> [Task details] Find how many lines hold the word "React". Give only the number.

--- Start Material ---

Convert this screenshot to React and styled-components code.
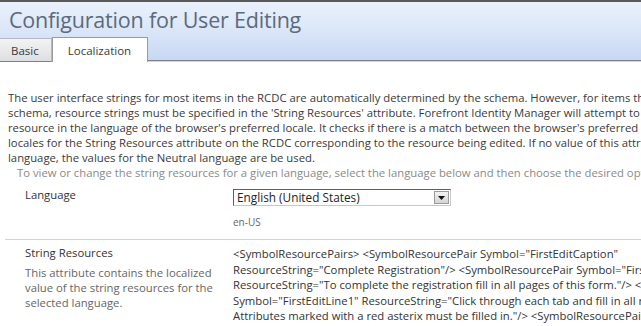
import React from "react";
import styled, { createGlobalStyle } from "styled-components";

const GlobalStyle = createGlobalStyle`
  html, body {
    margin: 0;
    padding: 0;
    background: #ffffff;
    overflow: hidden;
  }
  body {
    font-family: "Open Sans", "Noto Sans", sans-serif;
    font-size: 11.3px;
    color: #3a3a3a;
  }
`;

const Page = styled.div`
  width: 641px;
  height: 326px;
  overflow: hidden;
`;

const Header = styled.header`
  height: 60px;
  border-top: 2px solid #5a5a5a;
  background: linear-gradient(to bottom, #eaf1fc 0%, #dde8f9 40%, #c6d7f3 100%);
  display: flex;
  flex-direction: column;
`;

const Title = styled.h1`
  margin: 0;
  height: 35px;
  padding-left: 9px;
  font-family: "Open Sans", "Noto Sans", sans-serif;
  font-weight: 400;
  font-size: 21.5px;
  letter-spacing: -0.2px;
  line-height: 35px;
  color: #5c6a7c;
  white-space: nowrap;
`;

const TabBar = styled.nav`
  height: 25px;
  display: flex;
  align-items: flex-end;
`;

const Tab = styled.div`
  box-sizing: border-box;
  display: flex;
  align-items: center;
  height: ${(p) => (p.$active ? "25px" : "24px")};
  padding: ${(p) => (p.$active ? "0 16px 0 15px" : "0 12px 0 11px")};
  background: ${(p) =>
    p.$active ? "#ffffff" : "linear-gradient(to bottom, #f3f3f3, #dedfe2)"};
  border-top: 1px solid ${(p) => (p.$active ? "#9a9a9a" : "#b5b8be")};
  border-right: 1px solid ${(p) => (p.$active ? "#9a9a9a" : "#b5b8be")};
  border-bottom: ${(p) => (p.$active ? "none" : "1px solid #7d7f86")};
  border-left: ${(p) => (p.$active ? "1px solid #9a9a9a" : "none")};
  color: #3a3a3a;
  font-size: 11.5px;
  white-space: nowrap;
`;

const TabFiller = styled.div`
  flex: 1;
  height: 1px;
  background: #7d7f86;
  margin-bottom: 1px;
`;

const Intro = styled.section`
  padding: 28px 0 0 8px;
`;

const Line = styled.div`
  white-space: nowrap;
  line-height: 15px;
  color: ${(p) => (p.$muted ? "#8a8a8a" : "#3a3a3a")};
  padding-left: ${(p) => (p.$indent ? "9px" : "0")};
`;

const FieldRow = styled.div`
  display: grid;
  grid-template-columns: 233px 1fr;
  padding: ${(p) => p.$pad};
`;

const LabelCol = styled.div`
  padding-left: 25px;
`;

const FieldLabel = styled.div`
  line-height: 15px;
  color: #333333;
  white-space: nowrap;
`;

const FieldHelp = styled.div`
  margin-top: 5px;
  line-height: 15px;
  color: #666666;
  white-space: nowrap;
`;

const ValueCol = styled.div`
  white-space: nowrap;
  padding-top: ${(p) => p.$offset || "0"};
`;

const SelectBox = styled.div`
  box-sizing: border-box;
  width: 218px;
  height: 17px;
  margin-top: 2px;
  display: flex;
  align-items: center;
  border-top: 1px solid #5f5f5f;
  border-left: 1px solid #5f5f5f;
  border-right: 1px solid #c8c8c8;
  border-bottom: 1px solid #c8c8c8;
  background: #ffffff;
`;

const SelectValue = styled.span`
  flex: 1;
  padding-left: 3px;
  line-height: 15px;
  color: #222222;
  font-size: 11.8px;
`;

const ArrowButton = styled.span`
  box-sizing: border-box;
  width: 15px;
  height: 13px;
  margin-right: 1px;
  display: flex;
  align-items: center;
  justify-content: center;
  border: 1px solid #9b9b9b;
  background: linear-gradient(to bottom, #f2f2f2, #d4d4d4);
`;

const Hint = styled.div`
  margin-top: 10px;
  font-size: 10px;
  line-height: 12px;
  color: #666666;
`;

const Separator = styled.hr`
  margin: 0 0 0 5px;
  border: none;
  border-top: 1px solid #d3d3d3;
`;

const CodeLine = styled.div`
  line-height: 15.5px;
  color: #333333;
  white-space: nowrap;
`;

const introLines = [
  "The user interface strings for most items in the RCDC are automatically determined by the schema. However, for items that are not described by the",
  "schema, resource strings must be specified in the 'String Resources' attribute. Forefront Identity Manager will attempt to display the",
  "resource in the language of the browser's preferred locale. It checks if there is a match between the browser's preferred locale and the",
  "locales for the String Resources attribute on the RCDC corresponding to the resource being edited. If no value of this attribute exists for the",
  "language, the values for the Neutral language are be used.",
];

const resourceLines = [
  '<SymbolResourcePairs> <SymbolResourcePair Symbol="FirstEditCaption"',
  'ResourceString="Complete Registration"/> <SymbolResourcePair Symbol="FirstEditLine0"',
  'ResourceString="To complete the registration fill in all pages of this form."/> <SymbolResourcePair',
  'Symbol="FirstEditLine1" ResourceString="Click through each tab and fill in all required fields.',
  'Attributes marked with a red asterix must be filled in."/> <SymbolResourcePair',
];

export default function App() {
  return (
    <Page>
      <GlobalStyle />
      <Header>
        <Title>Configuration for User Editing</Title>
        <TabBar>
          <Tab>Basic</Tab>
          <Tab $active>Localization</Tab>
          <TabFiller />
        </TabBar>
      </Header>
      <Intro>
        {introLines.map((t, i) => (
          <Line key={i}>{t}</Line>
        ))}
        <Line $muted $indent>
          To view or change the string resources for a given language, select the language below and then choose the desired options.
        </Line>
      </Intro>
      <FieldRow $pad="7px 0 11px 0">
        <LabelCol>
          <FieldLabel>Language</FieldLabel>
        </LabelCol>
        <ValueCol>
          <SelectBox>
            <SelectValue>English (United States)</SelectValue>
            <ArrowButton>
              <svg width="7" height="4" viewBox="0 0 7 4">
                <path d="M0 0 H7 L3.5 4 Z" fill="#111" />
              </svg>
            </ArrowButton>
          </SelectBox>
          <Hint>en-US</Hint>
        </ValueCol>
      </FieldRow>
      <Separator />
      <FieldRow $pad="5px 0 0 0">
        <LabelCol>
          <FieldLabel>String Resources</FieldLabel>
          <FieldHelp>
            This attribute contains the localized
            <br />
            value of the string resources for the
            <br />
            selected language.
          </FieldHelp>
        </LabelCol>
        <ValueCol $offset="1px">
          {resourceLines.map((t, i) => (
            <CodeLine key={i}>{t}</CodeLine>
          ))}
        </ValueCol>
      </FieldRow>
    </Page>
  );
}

--- End Material ---

> [Response for this exercise] 2